Asteroid to pass within Moon’s orbit

An asteroid the size of a house is set to pass over Antarctica early this evening.

The space rock will hurtle past Earth at a distance of about 42,000km at about 6.42pm NZT, bringing it within the Moon’s orbit and just above the altitude of communication satellites.

Nasa scientists say there is no risk of an impact, but the fly-by does provide them with the opportunity to test their asteroid-warning systems.

A global network of telescopes will be closely monitoring the object.

Paul Chodas, manager of Nasa’s Centre for Near Earth Object Studies (CNEOS) at the Jet Propulsion Laboratory in California, said: “We are going to use this asteroid to practise the system that would observe an asteroid, characterise it and compute how close it is going to come, in case some day we have one that is on the way inbound and might hit.”

The asteroid, called 2012 TC4, was first spotted five years ago.

It is estimated to be between 15m and 30m in size, which is relatively small.

However, even asteroids on this scale are dangerous if they strike.

When a 20m-wide asteroid exploded over Chelyabinsk in central Russia in 2013, it hit the atmosphere with energy estimated to be equivalent to 500,000 tonnes of TNT, causing a shockwave that damaged buildings and injured more than 1000 people.

Nasa scientists who have spent the last two months tracking the new rocky visitor said their calculations show that it will safely clear the Earth and pose no threat.

More than a dozen observatories, universities and labs around the world will be watching 2012 TC4 as it flies past.

This will help them to refine how asteroids are tracked and provide a chance to test international communication systems.

Dr Chodas said that while the risk of an asteroid hit was small, it was prudent to plan ahead.

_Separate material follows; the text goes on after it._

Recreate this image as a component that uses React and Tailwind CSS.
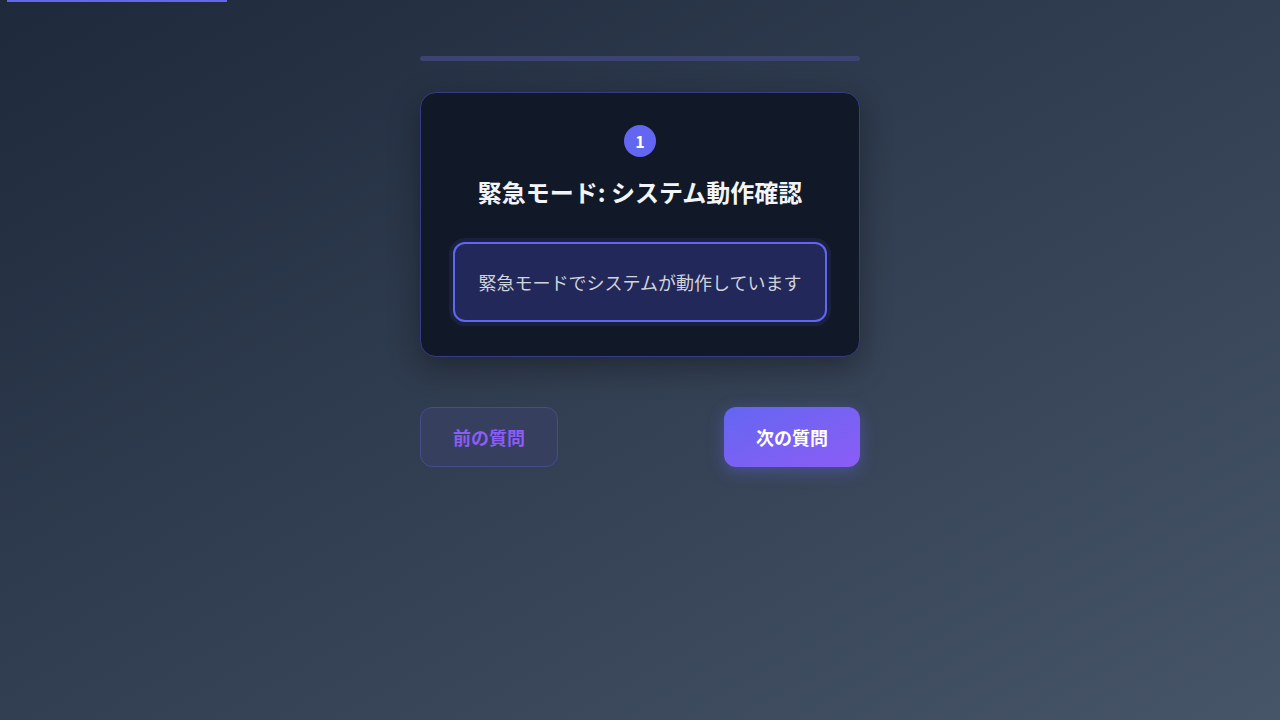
export default function App() {
  return (
    <div
      className="relative min-h-[720px] w-full bg-gradient-to-br from-[#1e293b] to-[#475569]"
      style={{ fontFamily: '"Noto Sans CJK JP", "Noto Sans", sans-serif' }}
    >
      <div className="absolute left-[7px] top-0 h-[2px] w-[220px] bg-[#6366f1]" />
      <div className="mx-auto flex w-[440px] flex-col pt-[56px]">
        <div className="h-[5px] w-full rounded-full bg-[#3b4472]" />
        <div className="mt-[31px] flex flex-col items-center rounded-2xl border border-[#363c86] bg-[#111827] px-8 pb-[34px] pt-8 shadow-[0_10px_30px_rgba(0,0,0,0.35)]">
          <div className="flex h-8 w-8 items-center justify-center rounded-full bg-[#6366f1] text-[16px] font-semibold text-white">
            1
          </div>
          <h2 className="mt-[17px] text-[24px] font-bold leading-[36px] text-[#f1f5f9]">
            緊急モード: システム動作確認
          </h2>
          <div className="mt-[32px] flex h-[80px] w-full items-center justify-center rounded-xl border-2 border-[#6366f1] bg-[#23285a] text-[18px] text-[#d1d5db] shadow-[0_0_0_4px_rgba(99,102,241,0.12)]">
            緊急モードでシステムが動作しています
          </div>
        </div>
        <div className="mt-[50px] flex items-center justify-between">
          <button className="flex h-[60px] w-[138px] items-center justify-center rounded-xl border border-[#464c8c] bg-[#373f5f] text-[18px] font-bold text-[#8b5cf6]">
            前の質問
          </button>
          <button className="flex h-[60px] w-[136px] items-center justify-center rounded-xl bg-gradient-to-br from-[#6366f1] to-[#8b5cf6] text-[18px] font-bold text-white shadow-[0_4px_16px_rgba(99,102,241,0.4)]">
            次の質問
          </button>
        </div>
      </div>
    </div>
  );
}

“Nasa search programmes are getting better and better at finding asteroids,” he explained.

“It’s been a priority to find the large asteroids first. So far the Nasa surveys have found 95 percent of the asteroids that are one kilometre and larger – these are the ones that could cause a global catastrophe.

“Now we are working our way down to the smaller ones – 130m in size and larger – and we are around 30 percent on that.

“This little one – we are not trying to find all of the ones of this size. It is just a convenient asteroid coming by that we can practise our tracking techniques on.”

He added that if an asteroid was discovered to be heading for the Earth, scientists were looking at different techniques to avert a disaster.

“If we had enough warning time – five or 10 years – then we could do something about it, especially if it’s on the small side.

“We could go up and move it, change its velocity years ahead, and that would be enough to move it away from a collision course.”